-- Start of COLLECTED DATA --
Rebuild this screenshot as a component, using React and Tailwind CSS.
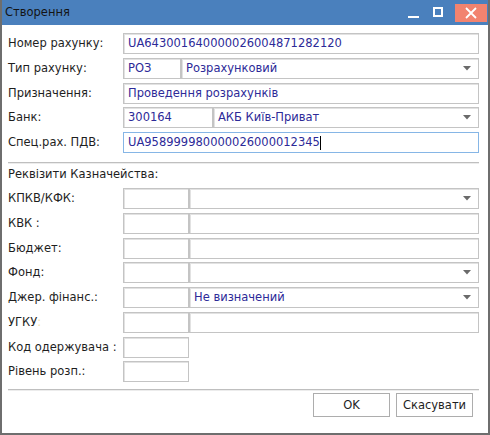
import React from 'react';

const font = { fontFamily: '"DejaVu Sans", Verdana, sans-serif' };

// Поле вводу (рамка як у WinForms)
const Field = ({ value = '', width, combo = false, focused = false, caret = false }) => (
    <div
        className={`h-full flex items-center pl-[4px] pr-[7px] bg-white border ${
            focused ? 'border-[#86b6e6]' : 'border-[#c4c4c4] shadow-[inset_1px_1px_0_#e2e2e2]'
        } ${width ? width : 'flex-1 min-w-0'}`}
    >
        <span className="flex-1 min-w-0 whitespace-nowrap text-[#2d2a98] flex items-center leading-[15px]">
            {value}
            {caret && <span className="inline-block w-px h-[14px] bg-black" />}
        </span>
        {combo && (
            <svg width="8" height="5" viewBox="0 0 8 5" className="shrink-0">
                <path d="M0 0 H8 L4 4.5 Z" fill="#6a6a6a" />
            </svg>
        )}
    </div>
);

const Row = ({ label, children }) => (
    <div className="flex items-center h-[21px]">
        <div className="w-[115px] shrink-0 text-[#1e1e1e] whitespace-nowrap leading-[15px]">{label}</div>
        <div className="flex-1 flex h-full">{children}</div>
    </div>
);

const Separator = ({ className = '' }) => (
    <div className={`flex flex-col ${className}`}>
        <div className="h-px bg-[#bfbfbf]" />
        <div className="h-px bg-[#ececec]" />
    </div>
);

const Button = ({ children }) => (
    <button className="w-[77px] h-[24px] border border-[#adadad] bg-white text-[#1e1e1e] flex items-center justify-center leading-[15px]">
        {children}
    </button>
);

export default function App() {
    return (
        <div
            className="w-[490px] h-[435px] bg-white flex flex-col border-x-2 border-b-2 border-[#6e6e6e] text-[11.5px]"
            style={font}
        >
            {/* Заголовок вікна */}
            <div className="h-[25px] shrink-0 bg-[#4a80bd] flex items-center pl-[3px]">
                <span className="flex-1 text-[#141414] leading-[15px]">Створення</span>
                <div className="w-[11px] h-[2px] bg-white mt-[9px] mr-[14px]" />
                <div className="w-[10px] h-[10px] border-2 border-white mr-[12px] -mt-[1px]" />
                <div className="w-[32px] h-[18px] bg-[#f2836f] flex items-center justify-center mr-[1px]">
                    <svg width="12" height="12" viewBox="0 0 12 12">
                        <path d="M1 1 L11 11 M11 1 L1 11" stroke="white" strokeWidth="1.8" />
                    </svg>
                </div>
            </div>

            {/* Тіло форми */}
            <div className="flex-1 flex flex-col pl-[6px] pr-[9px] pt-[8px]">
                <div className="flex flex-col gap-[3.75px]">
                    <Row label="Номер рахунку:">
                        <Field value="UA643001640000026004871282120" />
                    </Row>
                    <Row label="Тип рахунку:">
                        <Field value="РОЗ" width="w-[58px]" />
                        <Field value="Розрахунковий" combo />
                    </Row>
                    <Row label="Призначення:">
                        <Field value="Проведення розрахунків" />
                    </Row>
                    <Row label="Банк:">
                        <Field value="300164" width="w-[90px]" />
                        <Field value="АКБ Київ-Приват" combo />
                    </Row>
                    <Row label="Спец.рах. ПДВ:">
                        <Field value="UA958999980000026000012345" focused caret />
                    </Row>
                </div>

                <Separator className="mt-[9px]" />

                <div className="h-[16px] mt-[2px] flex items-center text-[#1e1e1e] leading-[15px]">Реквізити Казначейства:</div>

                <div className="flex flex-col gap-[3.75px] mt-[6px]">
                    <Row label="КПКВ/КФК:">
                        <Field width="w-[66px]" />
                        <Field combo />
                    </Row>
                    <Row label="КВК :">
                        <Field width="w-[66px]" />
                        <Field />
                    </Row>
                    <Row label="Бюджет:">
                        <Field width="w-[66px]" />
                        <Field />
                    </Row>
                    <Row label="Фонд:">
                        <Field width="w-[66px]" />
                        <Field combo />
                    </Row>
                    <Row label="Джер. фінанс.:">
                        <Field width="w-[66px]" />
                        <Field value="Не визначений" combo />
                    </Row>
                    <Row label={<>УГКУ<span className="text-[#f1dfae]">:</span></>}>
                        <Field width="w-[66px]" />
                        <Field />
                    </Row>
                    <Row label="Код одержувача :">
                        <Field width="w-[66px]" />
                    </Row>
                    <Row label="Рівень розп.:">
                        <Field width="w-[66px]" />
                    </Row>
                </div>

                <Separator className="mt-[7px]" />

                {/* Кнопки */}
                <div className="flex justify-end gap-[6px] pr-[6px] mt-[2px]">
                    <Button>OK</Button>
                    <Button>Скасувати</Button>
                </div>
            </div>
        </div>
    );
}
-- End of COLLECTED DATA --
Reproduce the material above verbatim; omit every picture.

* **WRITTEN RESPONSE**:
Rebuild this screenshot as a component, using React and Tailwind CSS.
import React from 'react';

const font = { fontFamily: '"DejaVu Sans", Verdana, sans-serif' };

// Поле вводу (рамка як у WinForms)
const Field = ({ value = '', width, combo = false, focused = false, caret = false }) => (
    <div
        className={`h-full flex items-center pl-[4px] pr-[7px] bg-white border ${
            focused ? 'border-[#86b6e6]' : 'border-[#c4c4c4] shadow-[inset_1px_1px_0_#e2e2e2]'
        } ${width ? width : 'flex-1 min-w-0'}`}
    >
        <span className="flex-1 min-w-0 whitespace-nowrap text-[#2d2a98] flex items-center leading-[15px]">
            {value}
            {caret && <span className="inline-block w-px h-[14px] bg-black" />}
        </span>
        {combo && (
            <svg width="8" height="5" viewBox="0 0 8 5" className="shrink-0">
                <path d="M0 0 H8 L4 4.5 Z" fill="#6a6a6a" />
            </svg>
        )}
    </div>
);

const Row = ({ label, children }) => (
    <div className="flex items-center h-[21px]">
        <div className="w-[115px] shrink-0 text-[#1e1e1e] whitespace-nowrap leading-[15px]">{label}</div>
        <div className="flex-1 flex h-full">{children}</div>
    </div>
);

const Separator = ({ className = '' }) => (
    <div className={`flex flex-col ${className}`}>
        <div className="h-px bg-[#bfbfbf]" />
        <div className="h-px bg-[#ececec]" />
    </div>
);

const Button = ({ children }) => (
    <button className="w-[77px] h-[24px] border border-[#adadad] bg-white text-[#1e1e1e] flex items-center justify-center leading-[15px]">
        {children}
    </button>
);

export default function App() {
    return (
        <div
            className="w-[490px] h-[435px] bg-white flex flex-col border-x-2 border-b-2 border-[#6e6e6e] text-[11.5px]"
            style={font}
        >
            {/* Заголовок вікна */}
            <div className="h-[25px] shrink-0 bg-[#4a80bd] flex items-center pl-[3px]">
                <span className="flex-1 text-[#141414] leading-[15px]">Створення</span>
                <div className="w-[11px] h-[2px] bg-white mt-[9px] mr-[14px]" />
                <div className="w-[10px] h-[10px] border-2 border-white mr-[12px] -mt-[1px]" />
                <div className="w-[32px] h-[18px] bg-[#f2836f] flex items-center justify-center mr-[1px]">
                    <svg width="12" height="12" viewBox="0 0 12 12">
                        <path d="M1 1 L11 11 M11 1 L1 11" stroke="white" strokeWidth="1.8" />
                    </svg>
                </div>
            </div>

            {/* Тіло форми */}
            <div className="flex-1 flex flex-col pl-[6px] pr-[9px] pt-[8px]">
                <div className="flex flex-col gap-[3.75px]">
                    <Row label="Номер рахунку:">
                        <Field value="UA643001640000026004871282120" />
                    </Row>
                    <Row label="Тип рахунку:">
                        <Field value="РОЗ" width="w-[58px]" />
                        <Field value="Розрахунковий" combo />
                    </Row>
                    <Row label="Призначення:">
                        <Field value="Проведення розрахунків" />
                    </Row>
                    <Row label="Банк:">
                        <Field value="300164" width="w-[90px]" />
                        <Field value="АКБ Київ-Приват" combo />
                    </Row>
                    <Row label="Спец.рах. ПДВ:">
                        <Field value="UA958999980000026000012345" focused caret />
                    </Row>
                </div>

                <Separator className="mt-[9px]" />

                <div className="h-[16px] mt-[2px] flex items-center text-[#1e1e1e] leading-[15px]">Реквізити Казначейства:</div>

                <div className="flex flex-col gap-[3.75px] mt-[6px]">
                    <Row label="КПКВ/КФК:">
                        <Field width="w-[66px]" />
                        <Field combo />
                    </Row>
                    <Row label="КВК :">
                        <Field width="w-[66px]" />
                        <Field />
                    </Row>
                    <Row label="Бюджет:">
                        <Field width="w-[66px]" />
                        <Field />
                    </Row>
                    <Row label="Фонд:">
                        <Field width="w-[66px]" />
                        <Field combo />
                    </Row>
                    <Row label="Джер. фінанс.:">
                        <Field width="w-[66px]" />
                        <Field value="Не визначений" combo />
                    </Row>
                    <Row label={<>УГКУ<span className="text-[#f1dfae]">:</span></>}>
                        <Field width="w-[66px]" />
                        <Field />
                    </Row>
                    <Row label="Код одержувача :">
                        <Field width="w-[66px]" />
                    </Row>
                    <Row label="Рівень розп.:">
                        <Field width="w-[66px]" />
                    </Row>
                </div>

                <Separator className="mt-[7px]" />

                {/* Кнопки */}
                <div className="flex justify-end gap-[6px] pr-[6px] mt-[2px]">
                    <Button>OK</Button>
                    <Button>Скасувати</Button>
                </div>
            </div>
        </div>
    );
}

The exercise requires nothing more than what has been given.